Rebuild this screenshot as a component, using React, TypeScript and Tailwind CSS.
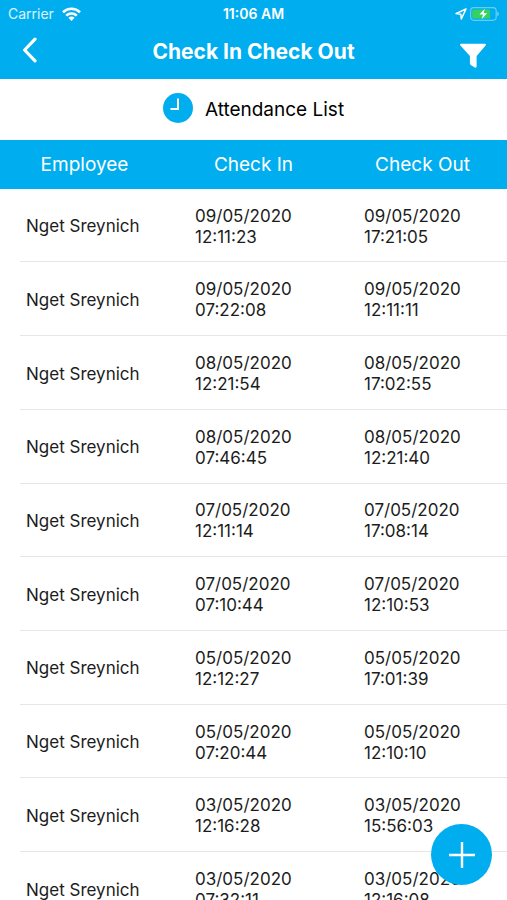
import type { ReactNode } from 'react';

interface AttendanceRecord {
  employee: string;
  checkIn: [string, string];
  checkOut: [string, string];
}

const records: AttendanceRecord[] = [
  { employee: 'Nget Sreynich', checkIn: ['09/05/2020', '12:11:23'], checkOut: ['09/05/2020', '17:21:05'] },
  { employee: 'Nget Sreynich', checkIn: ['09/05/2020', '07:22:08'], checkOut: ['09/05/2020', '12:11:11'] },
  { employee: 'Nget Sreynich', checkIn: ['08/05/2020', '12:21:54'], checkOut: ['08/05/2020', '17:02:55'] },
  { employee: 'Nget Sreynich', checkIn: ['08/05/2020', '07:46:45'], checkOut: ['08/05/2020', '12:21:40'] },
  { employee: 'Nget Sreynich', checkIn: ['07/05/2020', '12:11:14'], checkOut: ['07/05/2020', '17:08:14'] },
  { employee: 'Nget Sreynich', checkIn: ['07/05/2020', '07:10:44'], checkOut: ['07/05/2020', '12:10:53'] },
  { employee: 'Nget Sreynich', checkIn: ['05/05/2020', '12:12:27'], checkOut: ['05/05/2020', '17:01:39'] },
  { employee: 'Nget Sreynich', checkIn: ['05/05/2020', '07:20:44'], checkOut: ['05/05/2020', '12:10:10'] },
  { employee: 'Nget Sreynich', checkIn: ['03/05/2020', '12:16:28'], checkOut: ['03/05/2020', '15:56:03'] },
  { employee: 'Nget Sreynich', checkIn: ['03/05/2020', '07:32:11'], checkOut: ['03/05/2020', '12:16:08'] },
];

export default function App() {
  return (
    <div className="relative flex h-screen flex-col overflow-hidden bg-white font-['Inter',sans-serif] text-[#1c1c1c]">
      <header className="bg-[#00aeef] text-white">
        <StatusBar />
        <NavBar />
      </header>

      <main className="min-h-0 flex-1 overflow-y-auto [scrollbar-width:none]">
        <div className="flex items-center justify-center gap-3 pt-3 pb-4">
          <ClockIcon />
          <h2 className="pt-1 text-[19px] leading-[29px] text-black">Attendance List</h2>
        </div>
        <AttendanceTable />
      </main>

      <button
        type="button"
        aria-label="Add attendance"
        className="absolute right-[15px] bottom-[15px] flex size-[61px] items-center justify-center rounded-full bg-[#00aeef]"
      >
        <svg viewBox="0 0 26 26" className="size-[26px]" fill="none" stroke="white" strokeWidth="2.4">
          <path d="M13 0v26M0 13h26" />
        </svg>
      </button>
    </div>
  );
}

function StatusBar() {
  return (
    <div className="grid h-7 grid-cols-3 items-center px-2 text-[14px] leading-5">
      <div className="flex items-center gap-2">
        <span className="text-white/85">Carrier</span>
        <svg viewBox="0 0 19 14" className="h-[14px] w-[19px]" fill="none" stroke="white" strokeWidth="2.6">
          <path d="M1 5.2C5.8 .6 13.2 .6 18 5.2" />
          <path d="M4.2 8.6C7.2 5.8 11.8 5.8 14.8 8.6" />
          <path d="M9.5 14 6.4 10.8C8.2 9.2 10.8 9.2 12.6 10.8Z" fill="white" stroke="none" />
        </svg>
      </div>
      <span className="text-center font-semibold">11:06 AM</span>
      <div className="flex items-center justify-end gap-0.5">
        <svg viewBox="0 0 12 12" className="size-3" fill="none" stroke="white" strokeWidth="1.5" strokeLinejoin="round">
          <path d="M11 1 1 5.6l4.8.6.5 4.8Z" />
        </svg>
        <svg viewBox="0 0 30 14" className="h-[14px] w-[30px]" fill="none">
          <rect x="1.6" y=".7" width="25.6" height="12.6" rx="3.2" stroke="white" strokeOpacity=".4" strokeWidth="1.2" />
          <rect x="3.2" y="2.4" width="18" height="9.2" rx="1.6" fill="#34d163" />
          <path d="M28.4 4.8c1.8.7 1.8 3.7 0 4.4Z" fill="white" fillOpacity=".5" />
          <path d="m15.8 1.8-5.4 5.8h3.6l-1.4 4.6 5.6-6h-3.6Z" fill="white" />
        </svg>
      </div>
    </div>
  );
}

function NavBar() {
  return (
    <div className="flex h-[51px] items-center justify-between px-5 pb-1">
      <button type="button" aria-label="Back" className="flex w-7 justify-start pb-1">
        <svg viewBox="0 0 18 26" className="h-[26px] w-[18px]" fill="none" stroke="white" strokeWidth="3.2" strokeLinecap="round" strokeLinejoin="round">
          <path d="M15 2.2 4.6 13 15 23.8" />
        </svg>
      </button>
      <h1 className="text-[21px] leading-7 font-bold">Check In Check Out</h1>
      <button type="button" aria-label="Filter" className="flex w-7 justify-end pt-2">
        <svg viewBox="0 0 28 26" className="h-[26px] w-7" fill="white">
          <path d="M2 .7h24c1.1 0 1.3 1.1.6 1.9L17.6 13v10.6c0 1-1 1.4-1.8.9l-4-2.6c-.6-.4-.9-.9-.9-1.6V13L1.4 2.6C.7 1.8.9.7 2 .7Z" />
        </svg>
      </button>
    </div>
  );
}

function AttendanceTable() {
  return (
    <table className="h-[786px] w-full table-fixed">
      {/* the narrow first column keeps the row dividers off the left edge */}
      <colgroup>
        <col className="w-5" />
        <col />
        <col className="w-1/3" />
        <col className="w-1/3" />
      </colgroup>
      <thead>
        <tr className="h-[49px] bg-[#00aeef] text-[19px] leading-7 text-white">
          <HeadCell colSpan={2}>Employee</HeadCell>
          <HeadCell>Check In</HeadCell>
          <HeadCell>Check Out</HeadCell>
        </tr>
      </thead>
      <tbody className="text-[17px] leading-[21px]">
        {records.map((record, i) => (
          <tr key={i}>
            <td />
            <td className="border-b border-[#e6e6e6] pt-[3px] pl-[6px]">{record.employee}</td>
            <TimeCell value={record.checkIn} />
            <TimeCell value={record.checkOut} />
          </tr>
        ))}
      </tbody>
    </table>
  );
}

function HeadCell({ children, colSpan }: { children: ReactNode; colSpan?: number }) {
  return (
    <th scope="col" colSpan={colSpan} className="font-normal">
      {children}
    </th>
  );
}

function TimeCell({ value: [date, time] }: { value: [string, string] }) {
  return (
    <td className="border-b border-[#e6e6e6] pt-[3px] pl-[26px]">
      {date}
      <br />
      {time}
    </td>
  );
}

function ClockIcon() {
  return (
    <svg viewBox="0 0 30 30" className="size-[30px]">
      <circle cx="15" cy="15" r="15" fill="#00aeef" />
      <path d="M15 5.5V16H7.5" fill="none" stroke="white" strokeWidth="2" />
    </svg>
  );
}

Directive → Write out the listing word for word, omitting the pictures it holds.

Complete response →
Rebuild this screenshot as a component, using React, TypeScript and Tailwind CSS.
import type { ReactNode } from 'react';

interface AttendanceRecord {
  employee: string;
  checkIn: [string, string];
  checkOut: [string, string];
}

const records: AttendanceRecord[] = [
  { employee: 'Nget Sreynich', checkIn: ['09/05/2020', '12:11:23'], checkOut: ['09/05/2020', '17:21:05'] },
  { employee: 'Nget Sreynich', checkIn: ['09/05/2020', '07:22:08'], checkOut: ['09/05/2020', '12:11:11'] },
  { employee: 'Nget Sreynich', checkIn: ['08/05/2020', '12:21:54'], checkOut: ['08/05/2020', '17:02:55'] },
  { employee: 'Nget Sreynich', checkIn: ['08/05/2020', '07:46:45'], checkOut: ['08/05/2020', '12:21:40'] },
  { employee: 'Nget Sreynich', checkIn: ['07/05/2020', '12:11:14'], checkOut: ['07/05/2020', '17:08:14'] },
  { employee: 'Nget Sreynich', checkIn: ['07/05/2020', '07:10:44'], checkOut: ['07/05/2020', '12:10:53'] },
  { employee: 'Nget Sreynich', checkIn: ['05/05/2020', '12:12:27'], checkOut: ['05/05/2020', '17:01:39'] },
  { employee: 'Nget Sreynich', checkIn: ['05/05/2020', '07:20:44'], checkOut: ['05/05/2020', '12:10:10'] },
  { employee: 'Nget Sreynich', checkIn: ['03/05/2020', '12:16:28'], checkOut: ['03/05/2020', '15:56:03'] },
  { employee: 'Nget Sreynich', checkIn: ['03/05/2020', '07:32:11'], checkOut: ['03/05/2020', '12:16:08'] },
];

export default function App() {
  return (
    <div className="relative flex h-screen flex-col overflow-hidden bg-white font-['Inter',sans-serif] text-[#1c1c1c]">
      <header className="bg-[#00aeef] text-white">
        <StatusBar />
        <NavBar />
      </header>

      <main className="min-h-0 flex-1 overflow-y-auto [scrollbar-width:none]">
        <div className="flex items-center justify-center gap-3 pt-3 pb-4">
          <ClockIcon />
          <h2 className="pt-1 text-[19px] leading-[29px] text-black">Attendance List</h2>
        </div>
        <AttendanceTable />
      </main>

      <button
        type="button"
        aria-label="Add attendance"
        className="absolute right-[15px] bottom-[15px] flex size-[61px] items-center justify-center rounded-full bg-[#00aeef]"
      >
        <svg viewBox="0 0 26 26" className="size-[26px]" fill="none" stroke="white" strokeWidth="2.4">
          <path d="M13 0v26M0 13h26" />
        </svg>
      </button>
    </div>
  );
}

function StatusBar() {
  return (
    <div className="grid h-7 grid-cols-3 items-center px-2 text-[14px] leading-5">
      <div className="flex items-center gap-2">
        <span className="text-white/85">Carrier</span>
        <svg viewBox="0 0 19 14" className="h-[14px] w-[19px]" fill="none" stroke="white" strokeWidth="2.6">
          <path d="M1 5.2C5.8 .6 13.2 .6 18 5.2" />
          <path d="M4.2 8.6C7.2 5.8 11.8 5.8 14.8 8.6" />
          <path d="M9.5 14 6.4 10.8C8.2 9.2 10.8 9.2 12.6 10.8Z" fill="white" stroke="none" />
        </svg>
      </div>
      <span className="text-center font-semibold">11:06 AM</span>
      <div className="flex items-center justify-end gap-0.5">
        <svg viewBox="0 0 12 12" className="size-3" fill="none" stroke="white" strokeWidth="1.5" strokeLinejoin="round">
          <path d="M11 1 1 5.6l4.8.6.5 4.8Z" />
        </svg>
        <svg viewBox="0 0 30 14" className="h-[14px] w-[30px]" fill="none">
          <rect x="1.6" y=".7" width="25.6" height="12.6" rx="3.2" stroke="white" strokeOpacity=".4" strokeWidth="1.2" />
          <rect x="3.2" y="2.4" width="18" height="9.2" rx="1.6" fill="#34d163" />
          <path d="M28.4 4.8c1.8.7 1.8 3.7 0 4.4Z" fill="white" fillOpacity=".5" />
          <path d="m15.8 1.8-5.4 5.8h3.6l-1.4 4.6 5.6-6h-3.6Z" fill="white" />
        </svg>
      </div>
    </div>
  );
}

function NavBar() {
  return (
    <div className="flex h-[51px] items-center justify-between px-5 pb-1">
      <button type="button" aria-label="Back" className="flex w-7 justify-start pb-1">
        <svg viewBox="0 0 18 26" className="h-[26px] w-[18px]" fill="none" stroke="white" strokeWidth="3.2" strokeLinecap="round" strokeLinejoin="round">
          <path d="M15 2.2 4.6 13 15 23.8" />
        </svg>
      </button>
      <h1 className="text-[21px] leading-7 font-bold">Check In Check Out</h1>
      <button type="button" aria-label="Filter" className="flex w-7 justify-end pt-2">
        <svg viewBox="0 0 28 26" className="h-[26px] w-7" fill="white">
          <path d="M2 .7h24c1.1 0 1.3 1.1.6 1.9L17.6 13v10.6c0 1-1 1.4-1.8.9l-4-2.6c-.6-.4-.9-.9-.9-1.6V13L1.4 2.6C.7 1.8.9.7 2 .7Z" />
        </svg>
      </button>
    </div>
  );
}

function AttendanceTable() {
  return (
    <table className="h-[786px] w-full table-fixed">
      {/* the narrow first column keeps the row dividers off the left edge */}
      <colgroup>
        <col className="w-5" />
        <col />
        <col className="w-1/3" />
        <col className="w-1/3" />
      </colgroup>
      <thead>
        <tr className="h-[49px] bg-[#00aeef] text-[19px] leading-7 text-white">
          <HeadCell colSpan={2}>Employee</HeadCell>
          <HeadCell>Check In</HeadCell>
          <HeadCell>Check Out</HeadCell>
        </tr>
      </thead>
      <tbody className="text-[17px] leading-[21px]">
        {records.map((record, i) => (
          <tr key={i}>
            <td />
            <td className="border-b border-[#e6e6e6] pt-[3px] pl-[6px]">{record.employee}</td>
            <TimeCell value={record.checkIn} />
            <TimeCell value={record.checkOut} />
          </tr>
        ))}
      </tbody>
    </table>
  );
}

function HeadCell({ children, colSpan }: { children: ReactNode; colSpan?: number }) {
  return (
    <th scope="col" colSpan={colSpan} className="font-normal">
      {children}
    </th>
  );
}

function TimeCell({ value: [date, time] }: { value: [string, string] }) {
  return (
    <td className="border-b border-[#e6e6e6] pt-[3px] pl-[26px]">
      {date}
      <br />
      {time}
    </td>
  );
}

function ClockIcon() {
  return (
    <svg viewBox="0 0 30 30" className="size-[30px]">
      <circle cx="15" cy="15" r="15" fill="#00aeef" />
      <path d="M15 5.5V16H7.5" fill="none" stroke="white" strokeWidth="2" />
    </svg>
  );
}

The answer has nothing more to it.